Separate from the campaign levels is survivor mode, a selection of challenges in which you fend off waves of alien attackers for as long as you can. These can also be played online, however I’ve been unable to test that feature, as neither friend nor stranger seems keen on sampling that aspect of the game. I can’t say I blame them. Survivor mode is fun for a couple of goes, but I found little to keep me coming back. While I appreciate the extra content – particularly because it cuts to the chase – it’s hard to really recommend it having played Nation Red; a top-down survival-style shooter that does things so much better, given a huge variety in weapons and power ups.

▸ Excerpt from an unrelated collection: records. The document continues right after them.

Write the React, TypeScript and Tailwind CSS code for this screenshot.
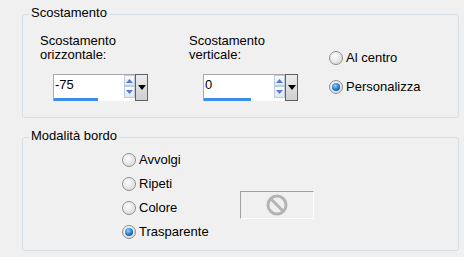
import React from 'react'

const font = { fontFamily: '"Liberation Sans", Arial, sans-serif' }

function Radio({ label, checked }: { label: string; checked?: boolean }) {
  return (
    <div className="flex h-4 items-center gap-[3px]">
      <span className="flex h-[14px] w-[14px] items-center justify-center rounded-full border border-[#8f8f8f] bg-[radial-gradient(circle_at_40%_35%,#fdfdfd,#d2d2d2)]">
        {checked && (
          <span className="h-[8px] w-[8px] rounded-full bg-[radial-gradient(circle_at_40%_35%,#8fd4ff,#1a78c8_55%,#0a3f78)]" />
        )}
      </span>
      <span className="text-[13px] leading-[14px] text-black">{label}</span>
    </div>
  )
}

function SpinField({ value, bar }: { value: string; bar: string }) {
  return (
    <div className="flex h-[27px] w-[95px]">
      <div className="flex flex-1 flex-col border border-r-0 border-[#a9a9a9] bg-white">
        <div className="flex flex-1">
          <span className="flex-1 pl-[1px] pt-[3px] text-[13px] leading-[14px] text-black">{value}</span>
          <div className="flex w-[11px] flex-col">
            <span className="flex h-[11px] items-center justify-center border border-[#bccbe0] bg-[linear-gradient(#fbfcfe,#dde6f2)]">
              <svg width="7" height="4" viewBox="0 0 7 4">
                <path d="M0 4 L3.5 0 L7 4 Z" fill="#5a7cc2" />
              </svg>
            </span>
            <span className="flex h-[12px] items-center justify-center border border-[#bccbe0] bg-[linear-gradient(#fbfcfe,#dde6f2)]">
              <svg width="7" height="4" viewBox="0 0 7 4">
                <path d="M0 0 L3.5 4 L7 0 Z" fill="#5a7cc2" />
              </svg>
            </span>
          </div>
        </div>
        <div className="h-[3px] bg-white">
          <div className={`h-[3px] bg-[#3c8de6] ${bar}`} />
        </div>
      </div>
      <div className="flex w-[13px] items-center justify-center border border-[#606060] bg-[linear-gradient(#ececec,#cfcfcf)]">
        <svg width="8" height="5" viewBox="0 0 8 5">
          <path d="M0 0 L8 0 L4 5 Z" fill="#000" />
        </svg>
      </div>
    </div>
  )
}

function Group({ title, className, children }: { title: string; className: string; children: React.ReactNode }) {
  return (
    <div className={`relative ml-[22px] w-[437px] rounded-[3px] border border-[#d5dfe5] ${className}`}>
      <span className="absolute -top-[9px] left-[6px] bg-[#f0f0f0] px-[2px] text-[13px] leading-[14px] text-black">
        {title}
      </span>
      {children}
    </div>
  )
}

export default function App() {
  return (
    <div className="h-[257px] w-[464px] overflow-hidden bg-[#f0f0f0] pt-[14px]" style={font}>
      <Group title="Scostamento" className="h-[104px]">
        <div className="flex pl-[17px] pt-[19px]">
          <div className="w-[149px]">
            <div className="text-[13px] leading-[14px] text-black">
              Scostamento
              <br />
              orizzontale:
            </div>
            <div className="ml-[13px] mt-[12px]">
              <SpinField value="-75" bar="w-[44px]" />
            </div>
          </div>
          <div className="w-[140px]">
            <div className="text-[13px] leading-[14px] text-black">
              Scostamento
              <br />
              verticale:
            </div>
            <div className="ml-[14px] mt-[12px]">
              <SpinField value="0" bar="w-[47px]" />
            </div>
          </div>
          <div className="flex flex-col gap-[13px] pt-[16px]">
            <Radio label="Al centro" />
            <Radio label="Personalizza" checked />
          </div>
        </div>
      </Group>
      <Group title="Modalità bordo" className="mt-[19px] h-[114px]">
        <div className="flex pl-[99px] pt-[14px]">
          <div className="flex w-[118px] flex-col gap-[8px]">
            <Radio label="Avvolgi" />
            <Radio label="Ripeti" />
            <Radio label="Colore" />
            <Radio label="Trasparente" checked />
          </div>
          <div className="mt-[39px] flex h-[28px] w-[74px] items-center justify-center border border-b-white border-l-[#a0a0a0] border-r-white border-t-[#a0a0a0]">
            <svg width="22" height="22" viewBox="0 0 22 22">
              <circle cx="11" cy="11" r="9" fill="none" stroke="#b4b4b4" strokeWidth="3" />
              <path d="M4.8 4.8 L17.2 17.2" stroke="#b4b4b4" strokeWidth="3" />
            </svg>
          </div>
        </div>
      </Group>
    </div>
  )
}
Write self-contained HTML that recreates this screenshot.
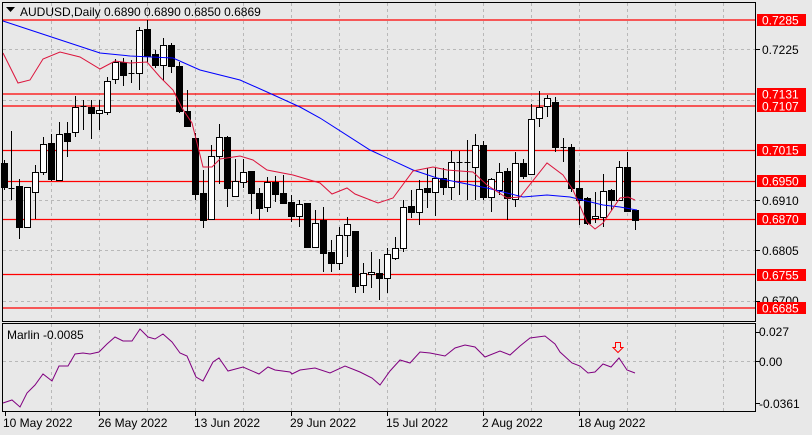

This brings us to the elephant in the room. Where Alien Breed 3’s survival mode is thoroughly outdone by Nation Red, I can’t help but feel the incredibly similar (but free) Alien Swarm does away with the rest. Swarm has a substantially more complex class-based system, alongside a fully fledged co-op campaign – all this costing zero pounds and zero pennies (at exchange that’s 0 US Dollars, at time of writing). For me, Alien Breed 3 stills wins in terms of presentation, its good looks supported by the more cinematic elements. Still, given the price issue, I find it very hard to recommend.
All in all, if you’ve been with the series longer than I have, it can’t hurt to see it through. I’ll say the same to those of you with an insatiable urge for the top-down arcade experience. Alien Breed 3 is at times fairly enjoyable, and for the price, the story will last you a decent number of hours. I wish I could say the game is an example of a simple concept done right, but a mixture of niggles and quite frankly dull stages culminate in an underwhelming experience. If I were you, I’d give it a miss. I, however, am not you, so if you still fancy the game, it can be downloaded on Steam for for just under £7.